In 1986, the Conservancy acquired 400 acres of these small prairie remnants interspersed with corn fields. These lands desperately needed natural areas management. Nachusa’s Preserve Manager Bill Kleiman recalls, “When Nachusa first started out, the prairie remnants were dingy, brush filled, bisected by fences and fence row trees. Some of the prairies were so heavily grazed they looked like lawns with thorn bushes for cattle shade.”

Fortunately, prairie enthusiasts saw great potential in the land that is now Nachusa. As volunteer John Heneghan said, “We felt we had found a place we could do something positive for the environment.”

Now in its 25th year, Nachusa extends nearly 3,000 acres and is home to a total of 700 native plant species and 180 species of birds. Nachusa has Illinois’ largest populations of federally-threatened prairie bush clover and is also home to rare animals such as Blanding’s turtles, bobolinks and Henslow’s sparrows.

“Few restoration projects have been able to create high diversity habitat restorations,” Kleiman said. “Nachusa has been noted for getting this done.”

Throughout these 25 years, it is more than Nachusa’s land that has seen an incredible transformation. These restoration efforts have helped transform the lives of the volunteers as well.

“When we first started volunteering at Nachusa, we knew nothing about prairie species or restoration techniques,” says Mary Meier, who has volunteered with her husband since 2002. “Tending the prairie remnants and restorations is challenging, but even weeding can be gratifying when we survey an area free of invasives after a long day of cutting and clearing. But our best reward comes from seeing an abundance of prairie species flourishing under our care.”

With exemplary weed management, seed collection, prescribed fire and volunteer recruitment, Nachusa serves as a model for future restoration efforts at other preserves. The volunteers and staff have made Nachusa into what it is today, and they have plans to continue and expand their efforts.
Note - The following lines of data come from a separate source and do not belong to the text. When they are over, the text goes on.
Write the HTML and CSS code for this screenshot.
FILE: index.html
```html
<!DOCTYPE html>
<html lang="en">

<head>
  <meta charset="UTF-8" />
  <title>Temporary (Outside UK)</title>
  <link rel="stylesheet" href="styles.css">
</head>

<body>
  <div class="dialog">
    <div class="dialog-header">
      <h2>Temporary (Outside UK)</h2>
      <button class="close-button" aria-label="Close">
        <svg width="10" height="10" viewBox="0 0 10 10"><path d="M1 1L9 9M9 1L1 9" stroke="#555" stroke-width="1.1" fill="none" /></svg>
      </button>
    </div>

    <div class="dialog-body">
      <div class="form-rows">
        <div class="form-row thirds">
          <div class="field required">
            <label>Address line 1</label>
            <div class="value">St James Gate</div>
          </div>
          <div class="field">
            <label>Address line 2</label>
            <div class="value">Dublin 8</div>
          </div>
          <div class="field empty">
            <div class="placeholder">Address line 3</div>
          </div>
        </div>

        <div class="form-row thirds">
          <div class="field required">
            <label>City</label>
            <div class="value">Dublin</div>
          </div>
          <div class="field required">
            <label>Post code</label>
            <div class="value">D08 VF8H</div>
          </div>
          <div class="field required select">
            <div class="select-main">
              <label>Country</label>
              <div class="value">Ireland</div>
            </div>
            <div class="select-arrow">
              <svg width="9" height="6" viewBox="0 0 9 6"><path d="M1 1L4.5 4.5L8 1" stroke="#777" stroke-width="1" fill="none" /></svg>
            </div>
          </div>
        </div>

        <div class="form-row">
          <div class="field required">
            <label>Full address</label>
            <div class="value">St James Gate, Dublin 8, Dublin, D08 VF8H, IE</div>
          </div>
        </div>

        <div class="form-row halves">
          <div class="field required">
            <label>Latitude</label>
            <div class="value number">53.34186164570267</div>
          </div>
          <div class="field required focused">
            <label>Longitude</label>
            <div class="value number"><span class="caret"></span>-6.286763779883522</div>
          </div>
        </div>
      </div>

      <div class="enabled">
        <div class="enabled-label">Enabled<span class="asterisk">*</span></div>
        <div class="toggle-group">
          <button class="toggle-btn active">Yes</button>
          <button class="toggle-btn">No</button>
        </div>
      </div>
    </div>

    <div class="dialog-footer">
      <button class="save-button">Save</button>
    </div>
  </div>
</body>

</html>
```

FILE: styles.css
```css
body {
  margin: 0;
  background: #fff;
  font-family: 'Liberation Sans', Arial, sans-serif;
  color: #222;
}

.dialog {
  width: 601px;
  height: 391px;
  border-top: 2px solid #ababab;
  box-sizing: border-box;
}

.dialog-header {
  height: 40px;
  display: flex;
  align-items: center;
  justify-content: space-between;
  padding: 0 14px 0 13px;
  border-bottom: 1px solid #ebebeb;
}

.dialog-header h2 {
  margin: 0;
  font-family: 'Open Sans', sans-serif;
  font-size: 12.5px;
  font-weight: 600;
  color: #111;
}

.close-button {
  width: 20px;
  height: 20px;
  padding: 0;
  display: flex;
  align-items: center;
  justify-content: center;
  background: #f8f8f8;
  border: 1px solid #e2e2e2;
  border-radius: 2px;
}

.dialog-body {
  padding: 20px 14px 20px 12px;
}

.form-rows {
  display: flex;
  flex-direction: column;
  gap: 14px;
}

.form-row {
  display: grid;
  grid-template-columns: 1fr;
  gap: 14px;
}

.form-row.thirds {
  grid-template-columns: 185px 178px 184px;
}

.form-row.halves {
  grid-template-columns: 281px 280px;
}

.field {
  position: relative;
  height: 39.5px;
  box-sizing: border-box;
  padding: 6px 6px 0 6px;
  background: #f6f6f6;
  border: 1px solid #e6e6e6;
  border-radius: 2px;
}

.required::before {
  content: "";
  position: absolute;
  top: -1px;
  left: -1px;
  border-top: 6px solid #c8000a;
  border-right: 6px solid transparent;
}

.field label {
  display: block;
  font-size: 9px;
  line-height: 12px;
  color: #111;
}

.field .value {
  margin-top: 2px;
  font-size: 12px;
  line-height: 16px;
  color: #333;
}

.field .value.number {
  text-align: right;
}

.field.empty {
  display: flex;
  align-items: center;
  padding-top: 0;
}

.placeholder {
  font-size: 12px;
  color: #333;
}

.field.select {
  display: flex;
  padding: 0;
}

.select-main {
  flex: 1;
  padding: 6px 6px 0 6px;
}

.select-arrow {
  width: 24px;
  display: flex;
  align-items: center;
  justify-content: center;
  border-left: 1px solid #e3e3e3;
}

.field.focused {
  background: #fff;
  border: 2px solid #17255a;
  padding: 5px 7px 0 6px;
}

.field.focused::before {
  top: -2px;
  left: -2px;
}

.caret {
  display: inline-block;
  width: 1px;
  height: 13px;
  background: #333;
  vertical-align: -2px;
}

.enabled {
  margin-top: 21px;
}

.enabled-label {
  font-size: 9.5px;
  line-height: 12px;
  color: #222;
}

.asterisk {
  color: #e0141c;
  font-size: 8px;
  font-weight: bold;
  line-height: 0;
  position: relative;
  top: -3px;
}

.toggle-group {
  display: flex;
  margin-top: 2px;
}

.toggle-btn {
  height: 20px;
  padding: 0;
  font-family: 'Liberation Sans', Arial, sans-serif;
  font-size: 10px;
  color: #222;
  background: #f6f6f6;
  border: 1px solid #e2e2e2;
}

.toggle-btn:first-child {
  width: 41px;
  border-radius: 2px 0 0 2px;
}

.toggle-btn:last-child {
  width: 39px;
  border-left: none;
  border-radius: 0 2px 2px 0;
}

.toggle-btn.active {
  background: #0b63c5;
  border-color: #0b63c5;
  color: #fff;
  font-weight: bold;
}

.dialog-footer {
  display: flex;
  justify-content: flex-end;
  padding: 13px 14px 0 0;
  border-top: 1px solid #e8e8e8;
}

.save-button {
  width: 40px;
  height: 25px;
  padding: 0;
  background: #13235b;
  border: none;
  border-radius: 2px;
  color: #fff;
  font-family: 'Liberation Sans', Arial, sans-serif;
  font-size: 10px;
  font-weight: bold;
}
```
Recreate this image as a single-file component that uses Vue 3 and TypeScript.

Cody Considine, a conservation staff member at Nachusa, said it is critical for the staff and volunteers to continue managing and improving the current habitat through weed management, seed collection and prescribed fire to ensure these rare ecosystems grow and stay healthy. With continued restoration and land acquisition, Cody is hopeful they will also be able to reintroduce animals such as bison and prairie chicken.

“Nachusa has been recognized to be one of the top two best places in Illinois for the reintroduction of the greater prairie chicken,” Cody said. “If we continue to protect and restore more high quality grassland habitat, the prairie chicken may become a reality at Nachusa Grasslands.”